ねとらぼ / 2024年4月27日 9時0分

 一方で「自分自身の欲求は後回し。まずは他人や義務のために」「人といっしょにいたり、他の人を喜ばせる事が好き」など、他者とのかかわりについて積極的な項目を含む回答を選択すると、「適職」の最上位結果に「ビジネス/接客」という項目が表示される仕組みだった。

 就職活動の窓口となっている就活サイトではどうだろうか。リクナビ、マイナビ、キャリタスの大手就活3サイトは、自分がどのような仕事に向いているかを診断する機能を、それぞれサイト内に設けている。

 しかし、ねとらぼ編集部が大手就活3サイトを運営する各社に取材すると、いずれも「芸術家/アーティストタイプ」という項目がある診断は行っていないという回答が返ってきた。また、リクナビを運営するリクルート、キャリタスを運営するディスコからは、「芸術家/アーティストタイプ」という項目がある診断は、過去にも実施したことがないという回答が得られた。
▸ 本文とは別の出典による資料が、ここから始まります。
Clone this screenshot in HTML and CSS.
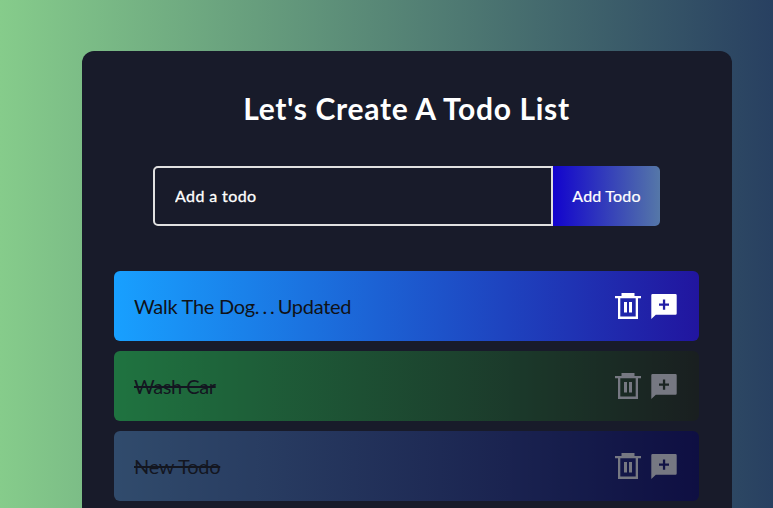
FILE: index.html
```html
<!DOCTYPE html>
<html lang="en">
<head>
<meta charset="utf-8">
<title>Todo List</title>
<link rel="stylesheet" href="styles.css">
</head>
<body>
<svg class="sprite" aria-hidden="true">
  <symbol id="trash" viewBox="0 0 26 26"><path fill-rule="evenodd" d="M6.500 0h13v3H26v2.300h-3V26H3V5.300H0V3h6.500zM5.300 5.300V23.500h15.400V5.300zM9 9h3v10.600H9zM14 9h3v10.600h-3z"/></symbol>
  <symbol id="note" viewBox="0 0 26 26"><path fill-rule="evenodd" d="M1.500 1h23a1.200 1.200 0 0 1 1.200 1.200v18.300a1.200 1.200 0 0 1-1.200 1.200H4.800L.3 26V2.200A1.200 1.200 0 0 1 1.500 1zM11.900 6.400v4H8v2.400h3.900v4h2.300v-4H18v-2.400h-3.800v-4z"/></symbol>
</svg>
<main class="app">
  <h1>Let's Create A Todo List</h1>
  <form class="todo-form">
    <input class="todo-input" type="text" placeholder="Add a todo">
    <button class="todo-button" type="button">Add Todo</button>
  </form>
  <div class="row blue"><span>Walk The Dog<span class="dots">...</span>Updated</span><div class="icons"><svg><use href="#trash"/></svg><svg><use href="#note"/></svg></div></div>
  <div class="row green complete"><span class="wash">Wash Car</span><div class="icons"><svg><use href="#trash"/></svg><svg><use href="#note"/></svg></div></div>
  <div class="row steel complete"><span>New Todo</span><div class="icons"><svg><use href="#trash"/></svg><svg><use href="#note"/></svg></div></div>
</main>
</body>
</html>
```
FILE: styles.css
```css
* { box-sizing: border-box; margin: 0; padding: 0; }
html { height: 100%; overflow: hidden; }
body {
  height: 508px;
  overflow: hidden;
  padding: 51px 41px 0 82px;
  background: linear-gradient(90deg, #86cc8b, #284061);
  font-family: "Trebuchet MS", Lato, sans-serif;
}
.sprite { display: none; }
.app {
  height: 457px;
  overflow: hidden;
  padding: 37px 33px 0 32px;
  border-radius: 12px 12px 0 0;
  background: #181b2a;
}
h1 {
  height: 40px;
  color: #fff;
  font-size: 30px;
  line-height: 40px;
  letter-spacing: .69px;
  text-align: center;
  white-space: nowrap;
}
.todo-form { display: flex; width: 507px; margin: 38px auto 45px 39px; }
.todo-input {
  width: 400px;
  height: 60px;
  padding: 0 20px 2px;
  border: 2px solid #e0e0e0;
  border-radius: 5px 0 0 5px;
  background: transparent;
  color: #fff;
  font: 16px "Trebuchet MS", Lato, sans-serif;
  letter-spacing: .4px;
  -webkit-text-stroke: .3px #fff;
}
.todo-input::placeholder { color: #fff; opacity: 1; }
.todo-button {
  width: 107px;
  height: 60px;
  padding-bottom: 2px;
  border: 0;
  border-radius: 0 5px 5px 0;
  background: linear-gradient(90deg, #1204cd, #5577a8);
  color: #fff;
  font: 16px "Trebuchet MS", Lato, sans-serif;
  letter-spacing: .2px;
  -webkit-text-stroke: .2px #fff;
}
.row {
  display: flex;
  align-items: center;
  justify-content: space-between;
  height: 70px;
  margin-bottom: 10px;
  padding: 0 22px 0 20px;
  border-radius: 6px;
  color: #101217;
  font-size: 20px;
  line-height: 24px;
  letter-spacing: -.28px;
}
.dots { letter-spacing: 2.900px; }
.wash { letter-spacing: -.42px; }
.blue { background: linear-gradient(90deg, #18a0ff, #21159f); }
.green { background: linear-gradient(90deg, #27cb57, #1b2317); }
.steel { background: linear-gradient(90deg, #4a7cae, #06045b); }
.complete { opacity: .5; text-decoration: line-through; }
.icons { display: flex; gap: 10px; color: #fff; }
.complete .icons { color: #d4d4da; }
.icons svg { width: 26px; height: 26px; fill: currentColor; }
```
 多くの人が利用する就活サイトの診断でこうした項目が設けられていないにもかかわらず、なぜ「芸術家タイプ」という言葉が広まっているのだろうか。ねとらぼ編集部は、日本の就職活動の歴史と、就職活動に影響を及ぼすメディアの役割に焦点を当てた『就活メディアは何を伝えてきたのか』(青弓社)の著者で、駒澤大学グローバル・メディア・スタディーズ学部教授の山口浩氏に話を聞いた。

 山口氏はSNS上で言及される「芸術家タイプ」の結果が出る診断は、個人の性格を9つに分類する「エニアグラム」をもとにしたものが多いのではないかと推察する。そして、そうした診断の数々は「科学的な根拠が薄く、信頼性が低いもの」だとし、次のように見解を示す。

「そもそも何が『適職』かは自分の性格のみによって決まるものではなく、ましてやちょっとしたテストで自分がある職業に向いていないなどとわかるはずもありません。しかし、多くの就活者(あるいは就職後でさえも)は、自分にどのような職業が向いているのかについて不安を抱えており、それを自分でリスクをとって自ら判断することを負担と感じています。誰かに何かを相談したいときに、(たとえ根拠はなくとも)自信たっぷりに『あなたにはこの職業が向いている』と言ってもらえれば何がしかの安心を得られるでしょう」

●「適切な距離をもって接するべき」

 山口氏は、診断で提示された「自分の弱み」を過大に受け取る人の他、そうした「診断結果」に悩む人たちを揶揄したり、貶めたりするために利用する人がネット上には数多くいると分析する。